Musical siesta 2.0 for flutes and electronics in quadriphonia
My musical siestas are directed to all audiences. Families, workers, holiday makers, music lovers are invited to lie down and drift into imaginative listening. Bringing together a wide range of styles, from ambient to more abstract compositions, the choice of music induces letting go and rest, thanks in particular to the entrancing sounds of transverse flutes and the deeper tones of the bass flute.
The audience can be either lying down, in a deckchair or sitting on a chair. They are surrounded by four loudspeakers and thus immersed in a multi-dimensional sound universe, a sensation not experienced in classical concerts where sound is essentially frontal. No other music is more powerfully based on imagination as contemporary music. Its abstraction allows us to escape, and its subtle blending of timbres refines our listening skills. The notion of time is also important. Stopping for a moment, settling down to “just” listen to music, is the opposite of the frantic, multitasking pace of our society. That’s why the reclining position is the physical answer to this problem. It allows you first to relax, and then to let your mind play with the sounds, alternating between more and less conscious listening, between meditation and active listening.
These 45-minute sessions take us on a journey to the Far East, as each composition is influenced by the Japanese culture of the last four decades. We begin in the 1990s with the absolute reference for Japanese contemporary music, namely Tōru Takemitsu and one of his last pieces composed a year before his death: Air. This piece for solo flute, dedicated to my professor Aurèle Nicolet for his 70th birthday, wanders marvelously between the Western and Eastern world along an inspiring meditative chant.
During the following decade, a composer also deeply rooted in the popular culture of her country, Romania, composed a piece for flute and electronics. With Japanese Garden, Doina Rotaru takes us into a fairytale world through the evocation of a Japanese garden. A great connoisseur of the transverse flute, she manages to find yet-unheard sounds, whether on the bass flute, the C flute or the piccolo, that make us lose touch with reality.
Born in Kyoto, Malika Kishino has also established herself as one of the leading figures in Japanese contemporary music.

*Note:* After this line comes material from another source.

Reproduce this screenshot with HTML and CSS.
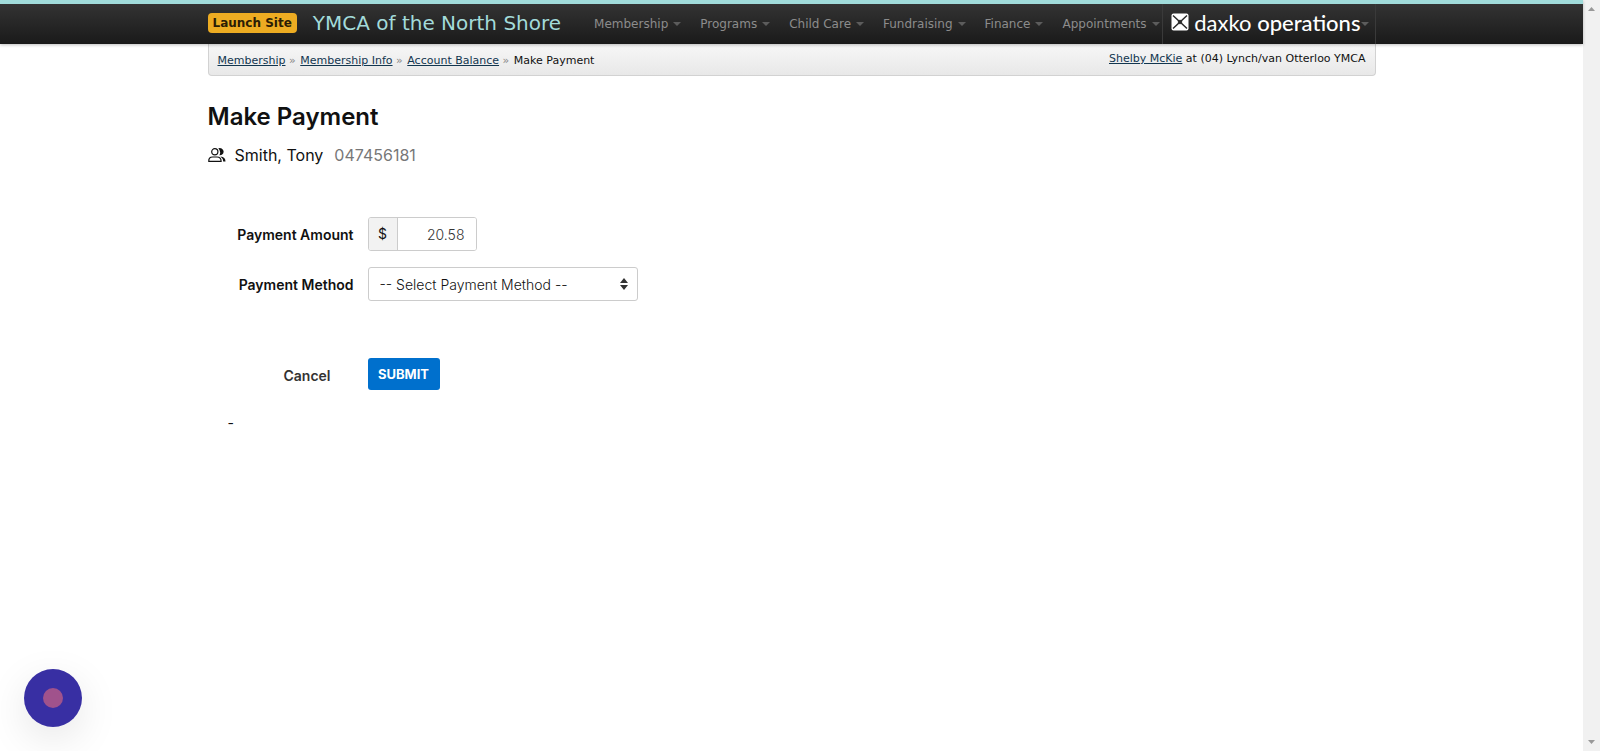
FILE: index.html
```html
<!DOCTYPE html>
<html lang="en">
<head>
    <meta charset="UTF-8">
    <meta name="viewport" content="width=device-width, initial-scale=1.0">
    <title>Make Payment</title>
    <link rel="stylesheet" href="styles.css">
</head>
<body>

<div class="page">
    <header class="topbar">
        <div class="container topbar-inner">
            <a class="launch" href="#">Launch Site</a>
            <a class="site-name" href="#">YMCA of the North Shore</a>
            <nav class="menu">
                <a href="#">Membership</a>
                <a href="#">Programs</a>
                <a href="#">Child Care</a>
                <a href="#">Fundraising</a>
                <a href="#">Finance</a>
                <a href="#">Appointments</a>
            </nav>
            <a class="brand" href="#">
                <svg class="brand-mark" viewBox="0 0 18 18" width="18" height="18" aria-hidden="true">
                    <rect x="0.500" y="0.500" width="17" height="17" rx="2" fill="#fff"/>
                    <path stroke="#292929" stroke-width="1.500" d="M2 2.500l14 13M16 2.500l-14 13"/>
                    <path fill="#292929" d="M9 6.500l2.500 2.500L9 11.500 6.500 9z"/>
                </svg>
                <span class="brand-text">daxko <b>operations</b></span>
            </a>
        </div>
    </header>

    <div class="container">
        <div class="crumb-bar">
            <div class="crumbs">
                <a href="#">Membership</a> <i>»</i>
                <a href="#">Membership Info</a> <i>»</i>
                <a href="#">Account Balance</a> <i>»</i>
                <span>Make Payment</span>
            </div>
            <div class="user"><a href="#">Shelby McKie</a> at (04) Lynch/van Otterloo YMCA</div>
        </div>

        <main>
            <h1>Make Payment</h1>
            <div class="member">
                <svg viewBox="0 0 18 16" width="18" height="16" aria-hidden="true">
                    <path d="M10.300 1.300a3.700 3.700 0 1 1 1 7q2.200-3.500-1-7zM12.500 9.500q5 .5 5 5h-2.300q0-3-2.700-5z" fill="#111"/>
                    <circle cx="6.800" cy="4.800" r="3.100" fill="none" stroke="#111" stroke-width="1.200"/>
                    <path d="M.8 14.300q-.3-4.300 3.700-4.300h4.600q4 0 4 4.300z" fill="none" stroke="#111" stroke-width="1.200"/>
                </svg>
                <span class="member-name">Smith, Tony</span>
                <span class="member-id">047456181</span>
            </div>

            <form class="payment">
                <label for="amount">Payment Amount</label>
                <div class="amount">
                    <span>$</span>
                    <input type="text" id="amount" value="20.58">
                </div>

                <label for="method">Payment Method</label>
                <div class="method">
                    <select id="method">
                        <option>-- Select Payment Method --</option>
                    </select>
                    <svg viewBox="0 0 8 12" width="8" height="12" aria-hidden="true">
                        <path d="M4 0l4 5H0zM0 7h8l-4 5z" fill="#333"/>
                    </svg>
                </div>

                <div class="cancel"><a href="#">Cancel</a></div>
                <div class="submit"><button type="button">SUBMIT</button></div>
            </form>

            <p class="note">-</p>
        </main>
    </div>
</div>

<div class="scrollbar" aria-hidden="true">
    <svg viewBox="0 0 7 4" width="7" height="4"><path d="M3.500 0L7 4H0z" fill="#999"/></svg>
    <svg viewBox="0 0 7 4" width="7" height="4"><path d="M0 0h7L3.500 4z" fill="#999"/></svg>
</div>

<button class="recorder" type="button" aria-label="Record"><span></span></button>

</body>
</html>
```

FILE: styles.css
```css
* {
    box-sizing: border-box;
}
body {
    display: flex;
    min-height: 100vh;
    margin: 0;
    background: #fff;
    color: #111;
    font-family: Inter, "Liberation Sans", sans-serif;
}
.page {
    flex: 1;
}
.container {
    max-width: 1168px;
    margin: 0 auto;
}

/* top bar */
.topbar {
    border-top: 4px solid #a0dbda;
    background: linear-gradient(#333, #1a1a1a);
    box-shadow: 0 1px 3px rgba(0, 0, 0, 0.25);
    font-family: Verdana, "DejaVu Sans", sans-serif;
    position: relative;
}
.topbar-inner {
    display: flex;
    align-items: center;
    height: 40px;
}
.topbar a {
    text-decoration: none;
    white-space: nowrap;
}
.launch {
    height: 20px;
    margin-bottom: 2px;
    padding: 0 5px;
    border-radius: 4px;
    background: #edac22;
    color: #2b1d05;
    font-size: 12px;
    font-weight: bold;
    line-height: 20px;
}
.site-name {
    margin-left: 16px;
    color: #a3dbda;
    font-size: 20px;
    line-height: 38px;
    align-self: flex-start;
}
.menu {
    display: flex;
    gap: 19px;
    margin-left: 33px;
}
.menu a {
    display: flex;
    align-items: center;
    gap: 5px;
    color: #8c8c8c;
    font-size: 12px;
}
.menu a::after,
.brand::after {
    content: "";
    border: 4px solid transparent;
    border-top-color: #5c5c5c;
    border-bottom: 0;
}
.brand {
    display: flex;
    align-items: center;
    height: 40px;
    margin-left: auto;
    padding: 0 6px 0 8px;
    border-left: 1px solid #3a3a3a;
    border-right: 1px solid #3a3a3a;
    color: #fff;
}
.brand-mark {
    margin: 0 5px 4px 0;
}
.brand-text {
    padding-bottom: 2px;
    font-family: Lato, sans-serif;
    font-size: 22px;
    line-height: 30px;
}
.brand-text b {
    font-weight: 500;
}

/* breadcrumbs */
.crumb-bar {
    display: flex;
    justify-content: space-between;
    height: 32px;
    padding: 0 9px;
    border: 1px solid #d2d2d2;
    border-top: 0;
    border-radius: 0 0 4px 4px;
    background: linear-gradient(#f7f7f7, #e8e8e8);
    font-family: Verdana, "DejaVu Sans", sans-serif;
    font-size: 11px;
    line-height: 34px;
}
.crumb-bar a {
    color: #12364f;
}
.crumbs i {
    margin-right: 1px;
    color: #888;
    font-style: normal;
}
.user {
    line-height: 30px;
}

/* page head */
h1 {
    margin: 26px 0 0;
    font-size: 24px;
    font-weight: 600;
    line-height: 30px;
}
.member {
    display: flex;
    align-items: center;
    margin-top: 13px;
    font-size: 16px;
    line-height: 20px;
}
.member-name {
    margin: 0 11px 0 9px;
}
.member-id {
    color: #777;
}

/* payment form */
.payment {
    display: grid;
    grid-template-columns: 146px 1fr;
    gap: 16px 14px;
    margin-top: 52px;
    font-size: 14px;
}
.payment label {
    height: 34px;
    font-weight: 600;
    line-height: 36px;
    text-align: right;
}
.amount {
    display: flex;
    width: 109px;
    height: 34px;
    border: 1px solid #ccc;
    border-radius: 3px;
    overflow: hidden;
}
.amount span {
    width: 29px;
    border-right: 1px solid #ccc;
    background: #f2f2f2;
    line-height: 31px;
    text-align: center;
}
.amount input {
    flex: 1;
    min-width: 0;
    padding: 0 11px;
    border: 0;
    background: #fff;
    color: #333;
    font: inherit;
    font-weight: 300;
    text-align: right;
}
.method {
    position: relative;
    width: 270px;
}
.method select {
    width: 100%;
    height: 34px;
    padding: 0 11px;
    border: 1px solid #ccc;
    border-radius: 3px;
    background: #fff;
    color: #111;
    font: inherit;
    font-weight: 300;
    appearance: none;
}
.method svg {
    position: absolute;
    top: 11px;
    right: 10px;
    pointer-events: none;
}
.cancel {
    margin-top: 41px;
    padding-right: 23px;
    line-height: 36px;
    text-align: right;
}
.cancel a {
    color: #333;
    font-weight: 600;
    text-decoration: none;
}
.submit {
    margin-top: 41px;
}
.submit button {
    width: 72px;
    height: 32px;
    padding: 0;
    border: 0;
    border-radius: 3px;
    background: #0070cd;
    color: #fff;
    font-family: inherit;
    font-size: 13px;
    font-weight: 700;
    cursor: pointer;
}
.note {
    margin: 19px 0 0 20px;
    font-size: 14px;
    line-height: 20px;
}

/* window scroll bar */
.scrollbar {
    display: flex;
    flex-direction: column;
    justify-content: space-between;
    align-items: center;
    width: 17px;
    padding: 7px 0;
    background: #f1f1f1;
}

/* floating record button */
.recorder {
    position: fixed;
    left: 24px;
    bottom: 24px;
    display: flex;
    align-items: center;
    justify-content: center;
    width: 58px;
    height: 58px;
    border: 0;
    border-radius: 50%;
    background: #382fa3;
    box-shadow: 0 12px 40px rgba(0, 0, 0, 0.1);
    cursor: pointer;
}
.recorder span {
    width: 20px;
    height: 20px;
    border-radius: 50%;
    background: #a0528c;
}
```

Her piece Monochromer Garten VIII is part of a cycle composed in 2010. She expresses her close attachment to Japanese tradition as a cultural context more than through references to Japanese musical tradition. The main aesthetic feature her works is the creation of a “sound organism”, following the law that a composition – like all organic life – has a period of development, its own time and a specific form.
Finally, the musical siesta ends with the world premiere of one of my pieces. Naisei means “Introspection” in Japanese. Using a real-time quadraphonic sound transformation device, the sonic immersion is total, plunging the listener into a dreamlike journey where traditional Japanese music, daily sounds from the city or nature, and references to film mix with the deep sounds of the bass and double bass flutes to suspend time and space.